# EXCERPTED RECORDS
--
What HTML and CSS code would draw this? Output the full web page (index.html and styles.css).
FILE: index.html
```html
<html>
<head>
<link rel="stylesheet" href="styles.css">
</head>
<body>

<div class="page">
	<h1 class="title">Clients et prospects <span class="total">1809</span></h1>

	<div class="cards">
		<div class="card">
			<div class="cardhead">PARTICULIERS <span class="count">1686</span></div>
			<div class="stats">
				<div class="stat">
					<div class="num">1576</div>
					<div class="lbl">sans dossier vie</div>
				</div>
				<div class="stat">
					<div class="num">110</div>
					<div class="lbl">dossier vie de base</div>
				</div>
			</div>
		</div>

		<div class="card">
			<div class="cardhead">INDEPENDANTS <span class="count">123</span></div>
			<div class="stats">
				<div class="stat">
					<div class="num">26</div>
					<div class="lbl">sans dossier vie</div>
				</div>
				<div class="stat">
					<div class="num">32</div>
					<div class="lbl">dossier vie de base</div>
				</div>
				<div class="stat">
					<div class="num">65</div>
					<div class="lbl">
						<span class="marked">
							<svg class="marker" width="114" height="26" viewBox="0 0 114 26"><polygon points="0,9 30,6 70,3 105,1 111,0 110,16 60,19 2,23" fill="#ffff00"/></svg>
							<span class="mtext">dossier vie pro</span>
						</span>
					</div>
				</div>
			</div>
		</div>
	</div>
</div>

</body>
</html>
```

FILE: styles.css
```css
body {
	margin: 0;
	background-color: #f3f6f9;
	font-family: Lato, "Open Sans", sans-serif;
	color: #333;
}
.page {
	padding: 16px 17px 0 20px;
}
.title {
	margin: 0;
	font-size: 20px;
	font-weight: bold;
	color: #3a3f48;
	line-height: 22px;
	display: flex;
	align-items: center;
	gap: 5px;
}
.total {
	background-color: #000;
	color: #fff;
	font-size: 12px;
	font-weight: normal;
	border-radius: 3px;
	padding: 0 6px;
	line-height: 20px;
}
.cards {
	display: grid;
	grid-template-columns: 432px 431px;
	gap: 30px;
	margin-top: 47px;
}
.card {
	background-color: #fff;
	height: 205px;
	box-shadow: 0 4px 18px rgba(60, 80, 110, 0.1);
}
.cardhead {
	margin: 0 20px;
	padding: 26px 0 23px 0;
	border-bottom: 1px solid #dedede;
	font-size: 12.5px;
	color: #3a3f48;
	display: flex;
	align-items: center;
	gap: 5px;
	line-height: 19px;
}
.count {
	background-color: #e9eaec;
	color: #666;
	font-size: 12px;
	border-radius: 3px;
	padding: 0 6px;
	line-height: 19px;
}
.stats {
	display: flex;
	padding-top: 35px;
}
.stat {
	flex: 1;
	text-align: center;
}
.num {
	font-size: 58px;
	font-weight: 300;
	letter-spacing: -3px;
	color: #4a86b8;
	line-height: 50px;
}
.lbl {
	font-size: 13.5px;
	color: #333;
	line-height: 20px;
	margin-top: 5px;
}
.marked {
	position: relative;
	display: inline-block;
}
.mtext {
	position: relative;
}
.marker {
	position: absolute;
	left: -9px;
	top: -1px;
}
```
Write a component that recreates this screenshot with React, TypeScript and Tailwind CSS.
--
# INSTRUCTION
Your task is to print all of the records exactly.

# COMPLETE OUTPUT
What HTML and CSS code would draw this? Output the full web page (index.html and styles.css).
FILE: index.html
```html
<html>
<head>
<link rel="stylesheet" href="styles.css">
</head>
<body>

<div class="page">
	<h1 class="title">Clients et prospects <span class="total">1809</span></h1>

	<div class="cards">
		<div class="card">
			<div class="cardhead">PARTICULIERS <span class="count">1686</span></div>
			<div class="stats">
				<div class="stat">
					<div class="num">1576</div>
					<div class="lbl">sans dossier vie</div>
				</div>
				<div class="stat">
					<div class="num">110</div>
					<div class="lbl">dossier vie de base</div>
				</div>
			</div>
		</div>

		<div class="card">
			<div class="cardhead">INDEPENDANTS <span class="count">123</span></div>
			<div class="stats">
				<div class="stat">
					<div class="num">26</div>
					<div class="lbl">sans dossier vie</div>
				</div>
				<div class="stat">
					<div class="num">32</div>
					<div class="lbl">dossier vie de base</div>
				</div>
				<div class="stat">
					<div class="num">65</div>
					<div class="lbl">
						<span class="marked">
							<svg class="marker" width="114" height="26" viewBox="0 0 114 26"><polygon points="0,9 30,6 70,3 105,1 111,0 110,16 60,19 2,23" fill="#ffff00"/></svg>
							<span class="mtext">dossier vie pro</span>
						</span>
					</div>
				</div>
			</div>
		</div>
	</div>
</div>

</body>
</html>
```

FILE: styles.css
```css
body {
	margin: 0;
	background-color: #f3f6f9;
	font-family: Lato, "Open Sans", sans-serif;
	color: #333;
}
.page {
	padding: 16px 17px 0 20px;
}
.title {
	margin: 0;
	font-size: 20px;
	font-weight: bold;
	color: #3a3f48;
	line-height: 22px;
	display: flex;
	align-items: center;
	gap: 5px;
}
.total {
	background-color: #000;
	color: #fff;
	font-size: 12px;
	font-weight: normal;
	border-radius: 3px;
	padding: 0 6px;
	line-height: 20px;
}
.cards {
	display: grid;
	grid-template-columns: 432px 431px;
	gap: 30px;
	margin-top: 47px;
}
.card {
	background-color: #fff;
	height: 205px;
	box-shadow: 0 4px 18px rgba(60, 80, 110, 0.1);
}
.cardhead {
	margin: 0 20px;
	padding: 26px 0 23px 0;
	border-bottom: 1px solid #dedede;
	font-size: 12.5px;
	color: #3a3f48;
	display: flex;
	align-items: center;
	gap: 5px;
	line-height: 19px;
}
.count {
	background-color: #e9eaec;
	color: #666;
	font-size: 12px;
	border-radius: 3px;
	padding: 0 6px;
	line-height: 19px;
}
.stats {
	display: flex;
	padding-top: 35px;
}
.stat {
	flex: 1;
	text-align: center;
}
.num {
	font-size: 58px;
	font-weight: 300;
	letter-spacing: -3px;
	color: #4a86b8;
	line-height: 50px;
}
.lbl {
	font-size: 13.5px;
	color: #333;
	line-height: 20px;
	margin-top: 5px;
}
.marked {
	position: relative;
	display: inline-block;
}
.mtext {
	position: relative;
}
.marker {
	position: absolute;
	left: -9px;
	top: -1px;
}
```
Write a component that recreates this screenshot with React, TypeScript and Tailwind CSS.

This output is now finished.